According to Krevis, the award titles are usually made up by judges moments before being called out. This year, titles included “most likely to get blown away by a big gust of wind” and “most likely to work out at the same gym as my owner.” The latter went to a bulldog named Armando, owned by Marco Shur, and the former went to tiny pooch Princeton, owned by Ilana Weissberg.
This year, the event’s winner of the grand prize (a $50 gift certificate to Petco) was Alain, a rescue mini-poodle owned by Union Square resident Sarita Kellman. Alain, a male dog, may have been chosen for his being such a good sport after being decked out in an outfit made out of roses and having a judge repeatedly mispronounced his name as “Elaine.” It’s apparently pronounced “Ah-lon.”
Kellman, who made Alain’s outfit, said, “I design jewelry, so I figured why not design him a little costume? He’s lucky he’s a boy or he would have been even more dressed up.”
Kellman said Alain came from Paterson, New Jersey. She found him after looking at a site seeking owners for rescue dogs. She had intended to get a female toy poodle but when she saw the photo of the dog that would become hers, “It was love at first sight.” She added of the now 14-month-old, “He’s a wonderful dog. He’s mellow and he’s active, which is so unusual.”

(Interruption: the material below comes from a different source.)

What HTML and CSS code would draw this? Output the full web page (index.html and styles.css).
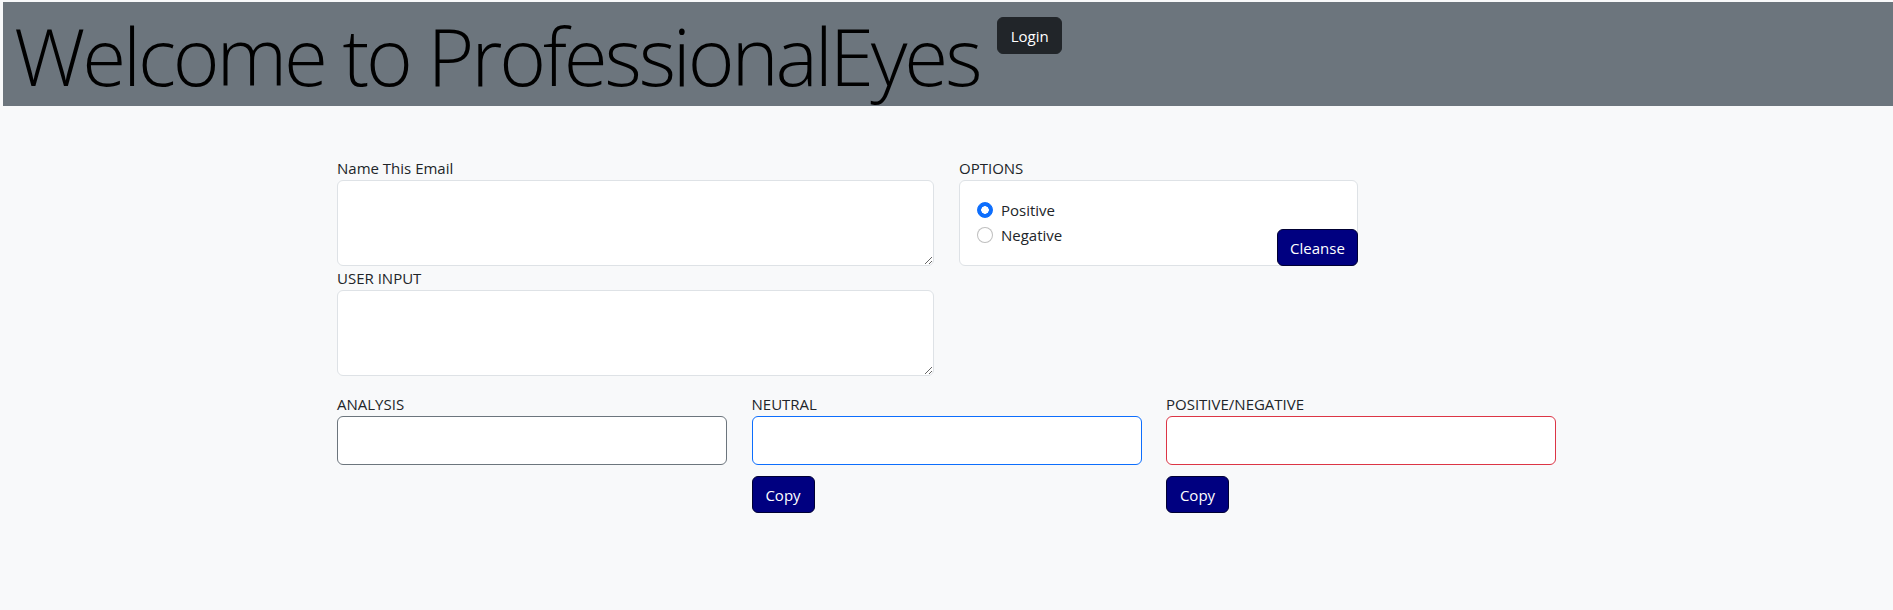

Along with Alain, three other dogs won runner-up prizes of $25 gift certificates. One went to Ella, a maltese dressed up like a turtle and owned by Dorie Solomon. The other two, Clove and Sage, known as “The Spice Dogs,” and owned by Mary Parker, won a collective runner-up prize.
Parker, a longtime Gramercy Park resident, said she would like to see more events like the Canine Comedy Parade, and said there used to be more, but these days, there’s too much resistance to them. “There are too many wealthy people who don’t want to be with their neighbors,” she sniffed.
Along with the contest, the event also featured exhibitors from local dog-related businesses and organizations. This year’s exhibitors were Wiggly Pups dog daycare center, Animal Care & Control, Bideawee, Cauz for Pawz, Graceful Canine Dog Training, a dog caricature artist from Lorelei Arts and doggie knitwear company Hope’s Hand Knits.